Jakarta,TAMBANG, Kebutuhan baja Indonesia dari tahun ke tahun terus meningkat. Namun demikian ada kendala yang dihadapi selama ini yakni utilitas industri baja nasional yang masih rendah, yakni sekitar 57 persen. Padahal tingkat utilisasi yang ideal untuk industri yang menguntungkan dan berkelanjutan di atas 80 persen. Hal ini disampaikan Ketua Kelompok Kerja (Pokja) Konservasi Direktorat Jenderal Mineral dan Batubara, Kementerian Energi dan Sumber Daya Mineral, Donny Simorangkir dalam diskusi terkait bijih besi.
Sebagai pembicara dalam diskusi Grand Strategy Komoditas Minerba ke-2 yang diadakan Asosiasi Profesi Metalurgi Indonesia (Prometindo), Donny menjelaskan tentang komoditi bijih besi. “Guna meningkatkan utilisasi, sebaiknya impor dibatasi untuk mengurangi defisit dan tingkat konsumsi. Ditambah harga dari luar negeri yang cuku bersaing, menjadi sulit bagi kita untuk tidak impor,” ungkap Donny pada Kamis, (4/11).
Pada 2020, produksi baja Indonesia sekitar 13 juta ton sedangkan kebutuhan baja mencapai 15 juta ton. Selisih kebutuhan ini dipenuhi oleh impor sebanyak 2 juta ton.
Tantangan yang dihadapi dalam pengembangan komoditas besi tidak saja terletak pada industri hilir seperti dalam pembuatan baja. Sisi hulu juga masih menjadi tantangan. Sumber daya dan cadangan pasir besi di Indonesia belum terukur dengan optimal.
“Sisi lainnya dalam pengolahan bijih besi menjadi produk antara. Di Indonesia, masih sedikit industri yang mengolah komoditas bijih besi. Ini juga menjadi tantangan tersendiri, mulai dari sumber daya manusia maupun teknologi dan investasi,” tambah Donny.
Selain masih mengimpor produk baja siap pakai, Indonesia juga masih mengimpor besi daur ulang atau scrap besi dengan harga mencapai USD 860 juta pada 2019. Ke depan kebutuhan scrap besi akan terus ada, sebab besi baja dapat didaur ulang berkali-kali tanpa mengurangi kualitas. Keuntungan lainnya, energi yang dibutuhkan setengah dari kebutuhan energi untuk membuat besi dari bahan baku primer.

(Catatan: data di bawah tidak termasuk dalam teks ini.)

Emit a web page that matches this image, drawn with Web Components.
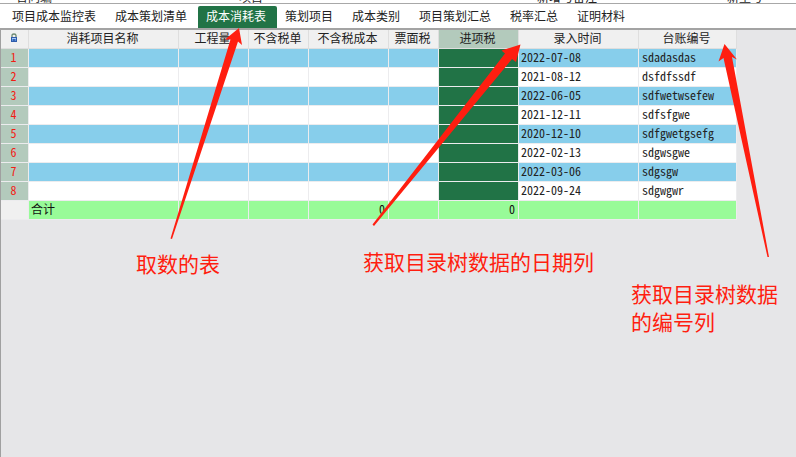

Dalam diskusi ini, semua panelis yang terdiri dari para praktisi mendorong agar industri hulu komoditas bijih besi dapat dioptimalkan. Komisaris Independen PT Vale Indonesia Tbk, R Sukhyar mengatakan industri hulu bijih besi juga pelu mendapat perhatian. “Kita perlu mengetahui berapa banyak IUP bijih besi di Indonesia yang sudah berproduksi dan kemana produk itu dipasarakan,”tandasnya.
Senada dengan Sukhyar, Robby Irfan Rafianto selaku Head of Exploration Harita Group juga menekankan pentingnya pengukuran sumber daya dan cadangan komoditas bijih besi. Robby berharap industri hulu bijih besi dapat berkembang dan mendukung industri hilirnya.
Pada kesempatan yang sama, Direktur Produksi PT Krakatau Steel, Djoko Mulyono mendorong optimalisasi penggunaan baja dalam negeri. Menurut Djoko, peningkatan utilisasi sangat diperlukan guna mendorong perkembangan Industri baja nasional.
Tantangan terbesar yang harus diatasi dari sisi hulu menurutnya dengan memperbanyak cadangan scattered (yang berserakan-red) untuk memproduksi skala ekonomi dari tempat yang sulit, apalagi untuk pasokan skala industri baja eksisting.